After the show, Keith and I headed straight home where we mobilised the gastro-plan: stripping ghastly, stinky beds (poor Ted threw up in his sleep), showering kids, setting up the mobile field hospital of buckets and towels, and then, and only then, the adrenaline wore off, my grinding nausea reached a peak and I started vomiting too, with Keith not far behind.

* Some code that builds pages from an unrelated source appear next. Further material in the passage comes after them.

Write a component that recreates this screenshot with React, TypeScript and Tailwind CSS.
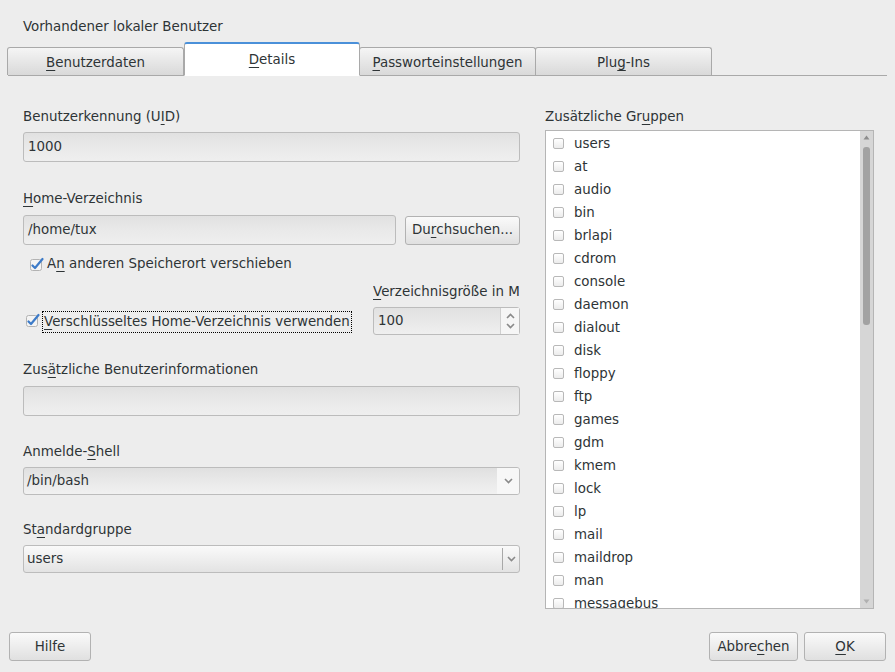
import React from "react";

const groups = [
  "users",
  "at",
  "audio",
  "bin",
  "brlapi",
  "cdrom",
  "console",
  "daemon",
  "dialout",
  "disk",
  "floppy",
  "ftp",
  "games",
  "gdm",
  "kmem",
  "lock",
  "lp",
  "mail",
  "maildrop",
  "man",
  "messagebus",
];

const U: React.FC<{ children: React.ReactNode }> = ({ children }) => (
  <span className="underline underline-offset-[3px] decoration-1">{children}</span>
);

const Checked: React.FC = () => (
  <svg width="14" height="14" viewBox="0 0 14 14" className="shrink-0">
    <rect x="0.5" y="2.5" width="11" height="11" rx="2" fill="#f4f4f4" stroke="#b3b3b3" />
    <path d="M2.5 8.5 L5 11 L12.5 2" fill="none" stroke="#3d7bc8" strokeWidth="2.2" strokeLinecap="round" strokeLinejoin="round" />
  </svg>
);

const Chevron: React.FC<{ up?: boolean }> = ({ up }) => (
  <svg width="9" height="6" viewBox="0 0 9 6">
    <path
      d={up ? "M1 5 L4.5 1.5 L8 5" : "M1 1 L4.5 4.5 L8 1"}
      fill="none"
      stroke="#8a8a8a"
      strokeWidth="1.6"
    />
  </svg>
);

const Tab: React.FC<{ active?: boolean; children: React.ReactNode }> = ({ active, children }) =>
  active ? (
    <div className="w-[176px] h-[34px] -mb-px bg-white border border-[#a9a9a9] border-b-white border-t-2 border-t-[#4a90d9] rounded-t-[3px] flex items-center justify-center">
      {children}
    </div>
  ) : (
    <div className="w-[177px] h-[28px] -ml-px bg-gradient-to-b from-[#f5f5f5] to-[#d9d9d9] border border-[#a9a9a9] border-b-0 rounded-t-[3px] flex items-center justify-center">
      {children}
    </div>
  );

const Field: React.FC<{ value?: string; className?: string }> = ({ value, className }) => (
  <div
    className={`h-[30px] border border-[#bcbcbc] rounded-[3px] bg-gradient-to-b from-[#e1e1e1] via-[#e9e9e9] to-[#efefef] flex items-center px-[4px] ${className ?? ""}`}
  >
    {value}
  </div>
);

const Button: React.FC<{ className?: string; children: React.ReactNode }> = ({ className, children }) => (
  <div
    className={`h-[29px] border border-[#b2b2b2] rounded-[3px] bg-gradient-to-b from-[#fafafa] to-[#e0e0e0] flex items-center justify-center ${className ?? ""}`}
  >
    {children}
  </div>
);

export default function App() {
  return (
    <div
      className="w-[895px] h-[672px] bg-[#ededed] text-[#2e3436] text-[13.4px] leading-[16px] flex flex-col overflow-hidden"
      style={{ fontFamily: '"DejaVu Sans", sans-serif' }}
    >
      <div className="pt-[19px] pl-[23px]">Vorhandener lokaler Benutzer</div>

      <div className="mt-[8px] ml-[8px] w-[879px] flex items-end border-b border-[#a9a9a9] h-[33px]">
        <Tab>
          <span className="mt-[2px]">
            <U>B</U>enutzerdaten
          </span>
        </Tab>
        <Tab active>
          <span>
            <U>D</U>etails
          </span>
        </Tab>
        <Tab>
          <span className="mt-[2px]">
            <U>P</U>assworteinstellungen
          </span>
        </Tab>
        <Tab>
          <span className="mt-[2px]">
            Plu<U>g</U>-Ins
          </span>
        </Tab>
      </div>

      <div className="flex-1 flex pt-[33px] pl-[23px]">
        <div className="w-[497px] flex flex-col">
          <div>
            Benutzerkennung (U<U>I</U>D)
          </div>
          <Field value="1000" className="mt-[7px]" />

          <div className="mt-[29px]">
            <U>H</U>ome-Verzeichnis
          </div>
          <div className="mt-[8px] flex items-center gap-[9px]">
            <Field value="/home/tux" className="flex-1 h-[29px]" />
            <Button className="w-[115px] h-[28px]">
              Du<U>r</U>chsuchen...
            </Button>
          </div>
          <div className="mt-[11px] ml-[7px] flex items-center gap-[3px]">
            <Checked />
            <span>
              A<U>n</U> anderen Speicherort verschieben
            </span>
          </div>

          <div className="mt-[12px] flex">
            <div className="flex-1 pt-[27px] pl-[3px] flex items-start gap-[2px]">
              <div className="mt-[2px]">
                <Checked />
              </div>
              <span className="border border-dotted border-black px-[1px] py-[2px] whitespace-nowrap">
                <U>V</U>erschlüsseltes Home-Verzeichnis verwenden
              </span>
            </div>
            <div className="w-[147px] flex flex-col">
              <div className="whitespace-nowrap overflow-hidden">
                <U>V</U>erzeichnisgröße in MB
              </div>
              <div className="mt-[7px] h-[28px] flex border border-[#bcbcbc] rounded-[3px] bg-gradient-to-b from-[#e1e1e1] to-[#efefef]">
                <div className="flex-1 flex items-center px-[4px]">100</div>
                <div className="w-[19px] bg-[#f6f6f6] border-l border-[#d0d0d0] flex flex-col items-center justify-center gap-[4px]">
                  <Chevron up />
                  <Chevron />
                </div>
              </div>
            </div>
          </div>

          <div className="mt-[27px]">
            Zus<U>ä</U>tzliche Benutzerinformationen
          </div>
          <Field className="mt-[8px]" />

          <div className="mt-[28px]">
            Anmelde-<U>S</U>hell
          </div>
          <div className="mt-[7px] h-[28px] flex border border-[#bcbcbc] rounded-[3px] bg-gradient-to-b from-[#e0e0e0] via-[#e9e9e9] to-[#f1f1f1] overflow-hidden">
            <div className="flex-1 flex items-center px-[3px]">/bin/bash</div>
            <div className="w-[22px] bg-[#f7f7f7] flex items-center justify-center">
              <Chevron />
            </div>
          </div>

          <div className="mt-[27px]">
            St<U>a</U>ndardgruppe
          </div>
          <div className="mt-[7px] h-[28px] flex border border-[#bcbcbc] rounded-[3px] bg-gradient-to-b from-[#fafafa] to-[#e3e3e3] overflow-hidden">
            <div className="flex-1 flex items-center px-[3px]">users</div>
            <div className="my-[2px] w-px bg-[#a8a8a8]" />
            <div className="w-[16px] flex items-center justify-center">
              <Chevron />
            </div>
          </div>
        </div>

        <div className="ml-[25px] w-[329px] flex flex-col">
          <div>
            Zusätzliche Gr<U>u</U>ppen
          </div>
          <div className="mt-[5px] h-[479px] bg-white border border-[#b5b5b5] flex overflow-hidden">
            <div className="flex-1 flex flex-col pt-[1px] pl-[7px]">
              {groups.map((g) => (
                <div key={g} className="h-[23px] shrink-0 flex items-center gap-[10px]">
                  <div className="w-[11px] h-[11px] rounded-[2px] border border-[#b8b8b8] bg-gradient-to-b from-white to-[#ececec]" />
                  <span>{g}</span>
                </div>
              ))}
            </div>
            <div className="w-[13px] bg-[#d6d6d6] flex flex-col items-center">
              <svg width="7" height="5" viewBox="0 0 7 5" className="mt-[4px]">
                <path d="M0.5 4.5 L3.5 0.5 L6.5 4.5 Z" fill="#8c8c8c" />
              </svg>
              <div className="mt-[7px] w-[7px] h-[178px] rounded-[3px] bg-[#a2a2a2]" />
              <div className="flex-1" />
              <svg width="7" height="5" viewBox="0 0 7 5" className="mb-[4px]">
                <path d="M0.5 0.5 L3.5 4.5 L6.5 0.5 Z" fill="#b0b0b0" />
              </svg>
            </div>
          </div>
        </div>
      </div>

      <div className="flex items-center px-[9px] pb-[11px]">
        <Button className="w-[82px]">Hilfe</Button>
        <div className="flex-1" />
        <Button className="w-[89px]">
          Abbre<U>c</U>hen
        </Button>
        <Button className="w-[82px] ml-[6px]">
          <U>O</U>K
        </Button>
      </div>
    </div>
  );
}
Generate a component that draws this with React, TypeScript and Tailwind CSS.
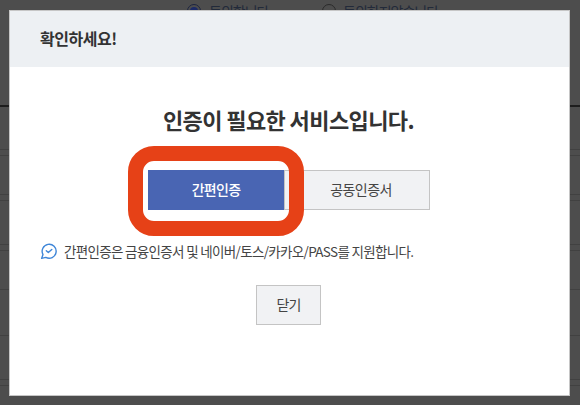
const font = { fontFamily: '"Noto Sans CJK KR", "Noto Sans", sans-serif' };

function BackgroundPage() {
  return (
    <div className="flex flex-col">
      <div className="flex h-[105px] items-start pl-[187px] pt-[2px] text-[14px] leading-[18px] tracking-[-1px] text-[#222a3a]">
        <div className="flex w-[135px] items-center gap-[8px]">
          <span className="flex h-[14px] w-[14px] items-center justify-center rounded-full border border-[#1c2440]">
            <span className="h-[8px] w-[8px] rounded-full bg-[#1c2a66]" />
          </span>
          <span>동의합니다</span>
        </div>
        <div className="flex items-center gap-[7px]">
          <span className="h-[14px] w-[14px] rounded-full border border-[#2a2a2a]" />
          <span>동의하지않습니다</span>
        </div>
      </div>
      <div className="h-[2px] bg-[#1d1d1d]" />
      <div className="h-[43px] border-b border-[#414141]" />
      <div className="h-[6px] border-b border-[#414141]" />
      <div className="h-[39px] border-b border-[#414141]" />
      <div className="h-[6px] border-b border-[#414141]" />
      <div className="h-[44px] border-b border-[#414141]" />
      <div className="h-[6px] border-b border-[#414141]" />
      <div className="h-[39px] border-b border-[#414141]" />
      <div className="h-[46px] border-b border-[#414141]" />
      <div className="h-[44px] border-b border-[#414141]" />
      <div className="h-[6px] border-b border-[#414141]" />
    </div>
  );
}

function CheckBubble() {
  return (
    <svg width="18" height="18" viewBox="0 0 18 18" fill="none" stroke="#3f86d8" strokeWidth="1.4" strokeLinecap="round" strokeLinejoin="round">
      <path d="M1.6 16.4 L3 12.6 A7 7 0 1 1 5.8 15.4 Z" />
      <path d="M6.3 8.8 L8.3 10.6 L11.8 7.4" />
    </svg>
  );
}

export default function App() {
  return (
    <div className="relative h-[405px] w-[580px] overflow-hidden bg-[#4d4d4d]" style={font}>
      <BackgroundPage />

      <div className="absolute left-[9px] top-[10px] h-[386px] w-[561px] border border-[#c6c6c6] bg-white">
        <div className="flex h-[56px] items-center bg-[#edf0f3] pb-[2px] pl-[30px]">
          <h2 className="text-[16px] font-bold tracking-[-0.47px] text-[#333333]">확인하세요!</h2>
        </div>

        <div className="flex flex-col">
          <h1 className="mt-[37px] pr-[2px] text-center text-[22px] leading-[30px] font-bold tracking-[-0.6px] text-[#333333]">
            인증이 필요한 서비스입니다.
          </h1>

          <div className="ml-[138px] mt-[36px] flex">
            <div className="relative">
              <button className="flex h-[40px] w-[136px] items-center justify-center bg-[#4965b3] pb-[1px] text-[14px] font-medium tracking-[-0.7px] text-white">
                간편인증
              </button>
              <div className="absolute -bottom-[26px] -left-[20px] -right-[20px] -top-[24px] rounded-[26px] border-[15px] border-[#e64117]" />
            </div>
            <button className="flex h-[40px] w-[146px] items-center justify-center border border-[#c4c4c4] bg-[#f1f2f4] pb-[1px] pl-[8px] text-[14px] tracking-[-0.6px] text-[#444444]">
              공동인증서
            </button>
          </div>

          <div className="ml-[30px] mt-[31px] flex h-[20px] items-center gap-[6px]">
            <CheckBubble />
            <p className="text-[13.5px] tracking-[-0.67px] text-[#444444]">
              간편인증은 금융인증서 및 네이버/토스/카카오/PASS를 지원합니다.
            </p>
          </div>

          <button className="ml-[246px] mt-[24px] flex h-[40px] w-[65px] items-center justify-center border border-[#c4c4c4] bg-[#f1f2f4] pb-[1px] text-[14px] tracking-[-0.8px] text-[#444444]">
            닫기
          </button>
        </div>
      </div>
    </div>
  );
}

This gastro bug landed on our flu-depleted systems, and we are just wiped out. Keith and I have been as bed-bound as is possible with three small children, and I am feeling very grateful to my Mum and Dad today. Pop took on sick Ivy on Saturday night, so that Keith and Mum wouldn't miss my show. She sat up in an armchair with a bowl and watched the footy with him. Today, they took Georgie, the only thriving human in the bunch, so that we could have an easier time of it at home. It's been a very long time, if ever, that Keith and I have both been so sick at once. It's been very low-key. Watching Cake Boss,  playing games of Uno, using my limited energy to get  chicken soup and crackers and soda water into my poor sick beloveds.

I feel very happy that I stretched myself creatively to make something new. But christ on a handcart, am I glad it's over. Roll on spring. Roll on recovery.



(And I will definitely be getting a flu shot next year.)


Wednesday, August 14, 2013

Perfect (Shit) Storm

At times, the relentless forward-motion of the household is overwhelming, is it not? I feel like the cobwebs are looking accusingly at me with their veiled little eyes, and I don't know whose stupid idea it was to clean the window in the lounge because it has now thrown every other window into terrible, filthy relief.

We are in something of a perfect storm this week, with two kids birthdays, lot of work commitments and the flu.

Critical laundry only ( as in items that have been pissed or vomited upon.)

Nothing could make me feel better.  Well, maybe dirty Jamie Oliver.